■ TASK DIRECTIONS: Track down the lines that contain "with" and copy them.

--- begin DATA TO PROCESS ---

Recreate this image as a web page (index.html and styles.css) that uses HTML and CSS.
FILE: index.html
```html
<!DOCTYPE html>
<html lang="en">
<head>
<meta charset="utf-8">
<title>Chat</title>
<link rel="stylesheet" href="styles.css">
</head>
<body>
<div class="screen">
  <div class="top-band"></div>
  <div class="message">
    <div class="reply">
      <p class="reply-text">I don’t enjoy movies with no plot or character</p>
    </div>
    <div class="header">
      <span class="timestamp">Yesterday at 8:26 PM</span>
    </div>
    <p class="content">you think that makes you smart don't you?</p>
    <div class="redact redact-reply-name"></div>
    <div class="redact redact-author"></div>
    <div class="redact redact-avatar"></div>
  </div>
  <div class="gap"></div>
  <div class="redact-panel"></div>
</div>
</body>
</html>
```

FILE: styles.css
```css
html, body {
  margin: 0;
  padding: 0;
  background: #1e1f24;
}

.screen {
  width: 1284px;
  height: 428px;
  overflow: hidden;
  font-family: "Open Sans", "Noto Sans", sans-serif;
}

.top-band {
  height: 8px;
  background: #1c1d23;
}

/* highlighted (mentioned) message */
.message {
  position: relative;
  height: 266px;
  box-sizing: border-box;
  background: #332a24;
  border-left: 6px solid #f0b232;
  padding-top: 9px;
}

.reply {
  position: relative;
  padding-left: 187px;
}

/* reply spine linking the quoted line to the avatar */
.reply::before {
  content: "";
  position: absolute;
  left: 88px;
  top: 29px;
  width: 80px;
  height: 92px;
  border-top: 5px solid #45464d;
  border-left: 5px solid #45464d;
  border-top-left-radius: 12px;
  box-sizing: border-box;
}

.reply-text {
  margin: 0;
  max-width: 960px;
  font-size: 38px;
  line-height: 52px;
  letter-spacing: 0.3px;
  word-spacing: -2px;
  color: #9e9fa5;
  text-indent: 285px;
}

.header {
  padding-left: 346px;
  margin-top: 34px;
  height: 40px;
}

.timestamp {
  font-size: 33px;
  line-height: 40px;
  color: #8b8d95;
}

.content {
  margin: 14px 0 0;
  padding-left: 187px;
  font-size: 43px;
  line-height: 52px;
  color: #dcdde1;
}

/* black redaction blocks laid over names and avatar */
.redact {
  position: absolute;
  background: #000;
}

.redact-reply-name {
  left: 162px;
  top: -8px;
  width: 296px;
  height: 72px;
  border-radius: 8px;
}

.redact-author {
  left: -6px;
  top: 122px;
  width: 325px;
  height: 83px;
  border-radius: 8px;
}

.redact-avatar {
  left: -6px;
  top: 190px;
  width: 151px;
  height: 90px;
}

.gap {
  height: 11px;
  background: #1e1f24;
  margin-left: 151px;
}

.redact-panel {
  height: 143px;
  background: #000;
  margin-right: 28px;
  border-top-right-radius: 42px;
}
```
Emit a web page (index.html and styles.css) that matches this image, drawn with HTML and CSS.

--- end DATA TO PROCESS ---
--- begin DATA TO PROCESS ---

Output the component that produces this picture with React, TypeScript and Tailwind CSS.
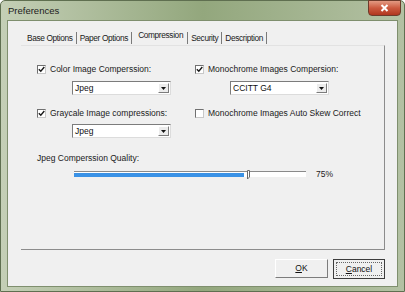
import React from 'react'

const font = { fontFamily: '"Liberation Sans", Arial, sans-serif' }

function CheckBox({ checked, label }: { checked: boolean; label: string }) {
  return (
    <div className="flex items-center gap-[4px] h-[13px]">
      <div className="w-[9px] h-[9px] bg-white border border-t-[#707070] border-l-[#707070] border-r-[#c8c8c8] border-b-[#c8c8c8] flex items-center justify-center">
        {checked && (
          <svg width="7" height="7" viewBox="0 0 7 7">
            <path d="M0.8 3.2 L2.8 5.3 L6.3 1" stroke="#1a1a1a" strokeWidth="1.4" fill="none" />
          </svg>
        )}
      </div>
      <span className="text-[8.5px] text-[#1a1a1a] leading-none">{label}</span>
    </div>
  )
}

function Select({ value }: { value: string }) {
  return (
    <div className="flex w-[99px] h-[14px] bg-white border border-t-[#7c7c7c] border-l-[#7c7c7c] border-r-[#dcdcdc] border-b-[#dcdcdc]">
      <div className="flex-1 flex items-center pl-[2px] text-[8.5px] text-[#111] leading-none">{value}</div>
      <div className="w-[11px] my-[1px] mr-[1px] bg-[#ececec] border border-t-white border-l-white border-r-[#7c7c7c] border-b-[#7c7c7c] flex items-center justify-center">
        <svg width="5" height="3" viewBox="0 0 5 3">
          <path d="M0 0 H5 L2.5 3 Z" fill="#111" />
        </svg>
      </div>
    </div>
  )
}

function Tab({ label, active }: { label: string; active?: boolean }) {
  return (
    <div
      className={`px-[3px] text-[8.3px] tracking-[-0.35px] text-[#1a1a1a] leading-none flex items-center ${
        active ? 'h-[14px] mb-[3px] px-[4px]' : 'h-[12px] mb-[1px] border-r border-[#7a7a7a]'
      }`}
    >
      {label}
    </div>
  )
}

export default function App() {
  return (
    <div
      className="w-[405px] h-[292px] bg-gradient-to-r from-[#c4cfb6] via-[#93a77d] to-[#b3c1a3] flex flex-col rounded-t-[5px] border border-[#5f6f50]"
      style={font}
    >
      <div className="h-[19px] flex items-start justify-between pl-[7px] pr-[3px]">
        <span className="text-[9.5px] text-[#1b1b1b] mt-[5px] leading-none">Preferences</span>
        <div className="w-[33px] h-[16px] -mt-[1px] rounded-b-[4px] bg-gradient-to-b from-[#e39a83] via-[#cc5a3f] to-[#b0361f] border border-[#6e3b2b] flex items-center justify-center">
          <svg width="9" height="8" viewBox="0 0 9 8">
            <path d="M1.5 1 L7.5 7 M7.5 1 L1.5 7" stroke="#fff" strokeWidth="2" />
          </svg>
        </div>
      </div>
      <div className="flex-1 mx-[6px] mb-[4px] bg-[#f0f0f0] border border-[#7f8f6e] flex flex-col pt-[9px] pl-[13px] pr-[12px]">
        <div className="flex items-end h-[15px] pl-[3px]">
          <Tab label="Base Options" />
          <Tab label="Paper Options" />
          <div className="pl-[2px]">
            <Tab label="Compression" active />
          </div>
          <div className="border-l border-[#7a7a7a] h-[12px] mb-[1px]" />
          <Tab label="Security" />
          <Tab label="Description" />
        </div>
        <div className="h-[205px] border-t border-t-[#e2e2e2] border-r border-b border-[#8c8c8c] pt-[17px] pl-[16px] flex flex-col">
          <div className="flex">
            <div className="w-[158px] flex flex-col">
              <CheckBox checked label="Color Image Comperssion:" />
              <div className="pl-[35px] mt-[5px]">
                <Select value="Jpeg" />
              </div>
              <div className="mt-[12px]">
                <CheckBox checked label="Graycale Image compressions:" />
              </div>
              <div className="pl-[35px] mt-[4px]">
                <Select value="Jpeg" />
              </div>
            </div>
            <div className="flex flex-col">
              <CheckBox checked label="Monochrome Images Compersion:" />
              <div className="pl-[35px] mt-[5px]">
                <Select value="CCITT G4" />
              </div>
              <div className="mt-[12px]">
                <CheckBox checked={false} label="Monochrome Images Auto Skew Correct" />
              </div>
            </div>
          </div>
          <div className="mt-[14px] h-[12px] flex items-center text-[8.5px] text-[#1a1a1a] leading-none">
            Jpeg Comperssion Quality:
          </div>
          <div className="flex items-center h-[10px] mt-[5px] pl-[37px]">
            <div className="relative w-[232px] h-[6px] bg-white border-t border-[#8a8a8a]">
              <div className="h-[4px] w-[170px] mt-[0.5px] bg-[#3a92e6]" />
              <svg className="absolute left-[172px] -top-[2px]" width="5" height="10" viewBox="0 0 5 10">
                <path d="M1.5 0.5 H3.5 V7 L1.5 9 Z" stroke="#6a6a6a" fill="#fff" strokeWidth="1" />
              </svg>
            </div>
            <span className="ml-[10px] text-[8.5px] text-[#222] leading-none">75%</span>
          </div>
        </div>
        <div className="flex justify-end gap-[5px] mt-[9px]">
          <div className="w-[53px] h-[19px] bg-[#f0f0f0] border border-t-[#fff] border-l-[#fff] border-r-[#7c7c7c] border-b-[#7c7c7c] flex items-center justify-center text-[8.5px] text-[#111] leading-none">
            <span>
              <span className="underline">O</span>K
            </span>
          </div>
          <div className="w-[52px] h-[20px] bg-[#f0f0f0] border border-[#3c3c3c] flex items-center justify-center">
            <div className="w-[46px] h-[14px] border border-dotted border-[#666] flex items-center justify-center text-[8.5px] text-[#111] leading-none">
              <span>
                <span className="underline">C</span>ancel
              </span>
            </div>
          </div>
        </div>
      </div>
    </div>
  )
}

--- end DATA TO PROCESS ---
--- begin DATA TO PROCESS ---

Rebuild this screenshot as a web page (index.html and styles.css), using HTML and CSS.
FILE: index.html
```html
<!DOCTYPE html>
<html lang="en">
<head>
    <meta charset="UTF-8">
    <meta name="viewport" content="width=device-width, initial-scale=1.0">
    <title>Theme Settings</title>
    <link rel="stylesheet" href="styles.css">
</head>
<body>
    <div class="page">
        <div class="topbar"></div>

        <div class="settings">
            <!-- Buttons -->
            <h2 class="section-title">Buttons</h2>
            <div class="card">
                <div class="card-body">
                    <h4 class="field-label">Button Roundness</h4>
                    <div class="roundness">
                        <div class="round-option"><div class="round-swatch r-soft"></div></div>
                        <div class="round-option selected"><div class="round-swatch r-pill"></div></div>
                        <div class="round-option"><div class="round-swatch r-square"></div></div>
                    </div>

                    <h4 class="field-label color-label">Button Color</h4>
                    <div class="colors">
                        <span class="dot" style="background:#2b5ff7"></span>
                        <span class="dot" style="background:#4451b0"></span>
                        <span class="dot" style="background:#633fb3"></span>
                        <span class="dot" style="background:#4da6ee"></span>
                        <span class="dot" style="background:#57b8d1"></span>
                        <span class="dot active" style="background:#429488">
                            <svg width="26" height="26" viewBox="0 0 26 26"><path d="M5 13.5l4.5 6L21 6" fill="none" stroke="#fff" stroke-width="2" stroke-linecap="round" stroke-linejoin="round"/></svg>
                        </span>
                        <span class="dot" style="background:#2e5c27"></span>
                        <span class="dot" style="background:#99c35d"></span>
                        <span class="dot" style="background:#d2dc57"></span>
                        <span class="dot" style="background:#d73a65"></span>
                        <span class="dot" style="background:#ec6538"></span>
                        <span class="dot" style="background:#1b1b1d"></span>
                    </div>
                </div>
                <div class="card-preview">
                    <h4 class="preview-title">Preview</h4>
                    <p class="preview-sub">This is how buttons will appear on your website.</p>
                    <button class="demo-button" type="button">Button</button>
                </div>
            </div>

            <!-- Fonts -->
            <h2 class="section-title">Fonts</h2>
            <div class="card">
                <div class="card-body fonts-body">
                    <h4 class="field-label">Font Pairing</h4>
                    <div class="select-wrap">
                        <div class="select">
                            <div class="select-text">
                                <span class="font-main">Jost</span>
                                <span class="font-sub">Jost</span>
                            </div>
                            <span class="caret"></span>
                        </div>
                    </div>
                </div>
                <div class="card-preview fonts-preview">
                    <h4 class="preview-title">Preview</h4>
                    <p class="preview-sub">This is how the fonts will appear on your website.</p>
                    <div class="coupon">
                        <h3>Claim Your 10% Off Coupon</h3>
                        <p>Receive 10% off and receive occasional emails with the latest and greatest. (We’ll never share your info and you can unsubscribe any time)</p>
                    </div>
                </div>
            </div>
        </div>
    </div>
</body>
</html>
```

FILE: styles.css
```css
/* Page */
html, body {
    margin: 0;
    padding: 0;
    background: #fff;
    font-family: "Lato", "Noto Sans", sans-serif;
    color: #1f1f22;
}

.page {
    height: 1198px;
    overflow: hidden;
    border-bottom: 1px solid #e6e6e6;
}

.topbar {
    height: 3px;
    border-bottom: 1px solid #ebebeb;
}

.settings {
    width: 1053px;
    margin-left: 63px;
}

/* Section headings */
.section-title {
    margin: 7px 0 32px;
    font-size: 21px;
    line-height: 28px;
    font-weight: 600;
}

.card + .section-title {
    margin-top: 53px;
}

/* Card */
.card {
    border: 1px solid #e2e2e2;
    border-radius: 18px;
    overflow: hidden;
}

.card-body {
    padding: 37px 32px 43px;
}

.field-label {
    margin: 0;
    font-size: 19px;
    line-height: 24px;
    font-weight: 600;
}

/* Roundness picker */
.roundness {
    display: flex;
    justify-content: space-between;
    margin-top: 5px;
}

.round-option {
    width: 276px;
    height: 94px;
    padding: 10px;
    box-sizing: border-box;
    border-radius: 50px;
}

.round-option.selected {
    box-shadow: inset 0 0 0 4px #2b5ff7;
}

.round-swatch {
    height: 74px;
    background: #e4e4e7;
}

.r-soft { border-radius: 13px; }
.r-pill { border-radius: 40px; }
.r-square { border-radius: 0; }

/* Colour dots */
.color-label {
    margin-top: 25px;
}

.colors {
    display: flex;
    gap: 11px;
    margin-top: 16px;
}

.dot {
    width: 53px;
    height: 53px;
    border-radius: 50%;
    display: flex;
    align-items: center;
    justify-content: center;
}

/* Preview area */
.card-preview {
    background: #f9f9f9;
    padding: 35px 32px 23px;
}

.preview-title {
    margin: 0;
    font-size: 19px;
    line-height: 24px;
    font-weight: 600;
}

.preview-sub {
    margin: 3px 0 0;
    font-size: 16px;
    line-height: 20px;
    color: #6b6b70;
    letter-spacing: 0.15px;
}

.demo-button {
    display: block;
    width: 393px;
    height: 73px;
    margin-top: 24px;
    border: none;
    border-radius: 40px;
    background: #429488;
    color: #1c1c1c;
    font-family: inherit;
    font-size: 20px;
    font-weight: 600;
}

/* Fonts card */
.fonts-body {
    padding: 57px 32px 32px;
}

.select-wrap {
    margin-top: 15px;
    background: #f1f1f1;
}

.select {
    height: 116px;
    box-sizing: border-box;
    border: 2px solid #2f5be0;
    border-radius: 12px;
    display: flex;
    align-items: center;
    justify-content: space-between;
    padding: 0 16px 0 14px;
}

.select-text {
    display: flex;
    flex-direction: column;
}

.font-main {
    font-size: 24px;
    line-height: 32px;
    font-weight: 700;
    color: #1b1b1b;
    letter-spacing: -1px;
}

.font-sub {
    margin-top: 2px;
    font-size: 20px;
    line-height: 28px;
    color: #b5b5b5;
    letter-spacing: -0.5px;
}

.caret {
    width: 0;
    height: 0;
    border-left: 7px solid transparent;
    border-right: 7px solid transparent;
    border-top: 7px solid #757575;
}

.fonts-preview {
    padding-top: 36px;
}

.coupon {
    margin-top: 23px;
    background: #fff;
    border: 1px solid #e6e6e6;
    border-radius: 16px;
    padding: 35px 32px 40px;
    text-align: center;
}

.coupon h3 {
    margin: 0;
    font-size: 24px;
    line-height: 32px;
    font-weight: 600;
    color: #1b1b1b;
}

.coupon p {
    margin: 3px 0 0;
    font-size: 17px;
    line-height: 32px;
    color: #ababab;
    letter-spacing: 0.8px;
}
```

--- end DATA TO PROCESS ---

■ THE RESULT:
      <p class="reply-text">I don’t enjoy movies with no plot or character</p>
Emit a web page (index.html and styles.css) that matches this image, drawn with HTML and CSS.
Output the component that produces this picture with React, TypeScript and Tailwind CSS.
                        <p>Receive 10% off and receive occasional emails with the latest and greatest. (We’ll never share your info and you can unsubscribe any time)</p>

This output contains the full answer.